Rediff.com's Harish Kotian spoke to a jubilant Naushad about Sarfaraz, who surely must be on the Indian cricket selectors's short-list. This conversation took place before the Ranji Trophy final. The concluding segment of a revealing two-part interview:
A few years ago Sarfaraz had moved to UP from Mumbai in search of better opportunities before he came back to his original home team. He struggled to cope in UP before he returned to Mumbai. Do you regret that move?
It was a wrong decision, I admit and I want to get it out of my memory. It was my decision alone, and Sarfaraz had no role in it because he was only 15 then.
But one thing I would say that experience taught us a lot. I realised that our home is our home, our Mumbai is our Mumbai, everyone is like a family here and no matter what happens they will accept you back. Mumbai gave Sarfaraz the chance when he came back, they backed him and trusted him to do well which is not the case elsewhere.
That decision was wrong, but it taught Sarfaraz to always be on his toes, and be ready for anything. I would say that experience made him a better player.
After that in the one-year cooling period Sarfaraz played some outstanding cricket, scored runs in every match he played during the season like the Kanga League, another tournament at D Y Patil, then the Shalini Bhalekar Under-23 tournament, Mumbai Under-23, he got runs everywhere.
The idea was that score so many runs that whenever you are selected for Mumbai, you are ready and firing.
Was he nervous when he came back to play for Mumbai again because he didn't do well in UP?
He had gone through such situations in his career before. Even in the IPL you are aware that if you don't perform for a couple of games you will be dropped. But Mumbai cricketers are khadoos (stubborn) or you can say ziddi (adamant).
In Mumbai cricket, if you can't handle pressure, then you won't be able to perform. You need to be khadoos to play for Mumbai.
And in Mumbai cricket, your scores are only counted only if you score a hundred or more, below that doesn't mean anything. To make it big in Mumbai cricket, you need to score big runs consistently.
Many believe Sarfaraz should get a chance to play for India after his superb run.

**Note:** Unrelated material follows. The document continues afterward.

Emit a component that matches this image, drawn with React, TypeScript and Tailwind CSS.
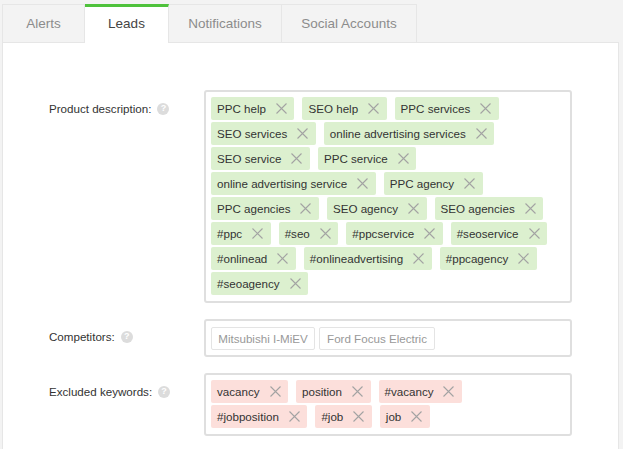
const productTags = [
  "PPC help",
  "SEO help",
  "PPC services",
  "SEO services",
  "online advertising services",
  "SEO service",
  "PPC service",
  "online advertising service",
  "PPC agency",
  "PPC agencies",
  "SEO agency",
  "SEO agencies",
  "#ppc",
  "#seo",
  "#ppcservice",
  "#seoservice",
  "#onlinead",
  "#onlineadvertising",
  "#ppcagency",
  "#seoagency",
];

const excludedTags = ["vacancy", "position", "#vacancy", "#jobposition", "#job", "job"];

function Tag({ label, color }: { label: string; color: "green" | "red" }) {
  return (
    <span
      className={
        color === "green"
          ? "flex h-[23px] items-center rounded-[2px] bg-[#dcf0cf] pl-[6px] pr-[7.5px] text-[#333]"
          : "flex h-[23px] items-center rounded-[2px] bg-[#fcdfdb] pl-[6px] pr-[7.5px] text-[#333]"
      }
    >
      {label}
      <svg width="11" height="11" viewBox="0 0 11 11" className="ml-[10px] text-[#a3a3a3]">
        <path d="M0.5 0.5L10.5 10.5M10.5 0.5L0.5 10.5" stroke="currentColor" strokeWidth="1.1" fill="none" />
      </svg>
    </span>
  );
}

function Label({ text }: { text: string }) {
  return (
    <div className="flex h-[23px] items-center text-[#333]">
      {text}
      <span className="ml-[6px] flex h-[12px] w-[12px] items-center justify-center rounded-full bg-[#dcdcdc] text-[9px] font-bold leading-none text-white">
        ?
      </span>
    </div>
  );
}

export default function App() {
  return (
    <div className="h-[449px] w-[623px] overflow-hidden bg-[#f3f3f3] pl-[2px] pt-[4px] font-['Liberation_Sans',Arial,sans-serif] text-[11.6px]">
      {/* tabs */}
      <div className="flex h-[38px] text-[13.5px]">
        <div className="flex w-[83px] items-center justify-center border-x border-t border-[#e6e6e6] pt-[1px] text-[#8c8c8c]">
          Alerts
        </div>
        <div className="relative z-10 -mb-px flex w-[84px] items-center justify-center border-t-[3px] border-r border-[#e6e6e6] border-t-[#4fc23c] bg-white pb-[2px] text-[#444]">
          Leads
        </div>
        <div className="flex w-[113px] items-center justify-center border-r border-t border-[#e6e6e6] pt-[1px] text-[#8c8c8c]">
          Notifications
        </div>
        <div className="flex w-[135px] items-center justify-center border-r border-t border-[#e6e6e6] pt-[1px] text-[#8c8c8c]">
          Social Accounts
        </div>
      </div>

      {/* form */}
      <div className="flex h-[420px] w-[617px] flex-col gap-[16px] border border-[#e6e6e6] bg-white pl-[46px] pt-[47px]">
        <div className="flex">
          <div className="w-[155px] pt-[7px]">
            <Label text="Product description:" />
          </div>
          <div className="flex h-[213px] w-[368px] flex-wrap content-start gap-x-[8px] gap-y-[2px] rounded-[3px] border-2 border-[#dfdfdf] py-[5px] pl-[5px] pr-[10px]">
            {productTags.map((t) => (
              <Tag key={t} label={t} color="green" />
            ))}
          </div>
        </div>

        <div className="flex">
          <div className="w-[155px] pt-[6px]">
            <Label text="Competitors:" />
          </div>
          <div className="flex h-[38px] w-[368px] gap-[4px] rounded-[3px] border-2 border-[#dfdfdf] px-[5px] pt-[6px]">
            <span className="flex h-[23px] w-[104px] items-center justify-center rounded-[2px] border border-[#e4e4e4] text-[#999]">
              Mitsubishi I-MiEV
            </span>
            <span className="flex h-[23px] w-[116px] items-center justify-center rounded-[2px] border border-[#e4e4e4] text-[#999]">
              Ford Focus Electric
            </span>
          </div>
        </div>

        <div className="flex">
          <div className="w-[155px] pt-[7px]">
            <Label text="Excluded keywords:" />
          </div>
          <div className="flex h-[63px] w-[368px] flex-wrap content-start gap-x-[8px] gap-y-[2px] rounded-[3px] border-2 border-[#dfdfdf] py-[5px] pl-[5px] pr-[10px]">
            {excludedTags.map((t) => (
              <Tag key={t} label={t} color="red" />
            ))}
          </div>
        </div>
      </div>
    </div>
  );
}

Does that make you happy that his batting is being spoken so highly of?
It is my dream since a long time to see Sarfaraz wear the India cap. It is my goal in life to see Sarfaraz play for the country. Me and my family along with Sarfaraz have given our entire life towards this dream.
Sarfaraz never had a normal childhood, he didn't play the games small kids used to, because cricket was his life since he was very small.
Since he started playing cricket, our only dream is to see him playing for India and it would be the happiest moment of our lives if he achieves it.
It was a double delight for you with your younger son Musheer also getting selected for the Mumbai team. As a coach and as a father, who does this mean for you?
I don't think me and my family have yet realised what a big achievement it is to have both your sons playing together for a big team like Mumbai. It is the stuff of dreams if you ask me. In Mumbai the competition is so much that parents push their kids so much to get into summer camps.
I was so emotional when Musheer was picked to play for Mumbai. These two boys have made my chest swell with pride. I don't think I need a certificate now as a coach that I have not done Level 2 or Level 3 course. My two sons are my certificate as the coach.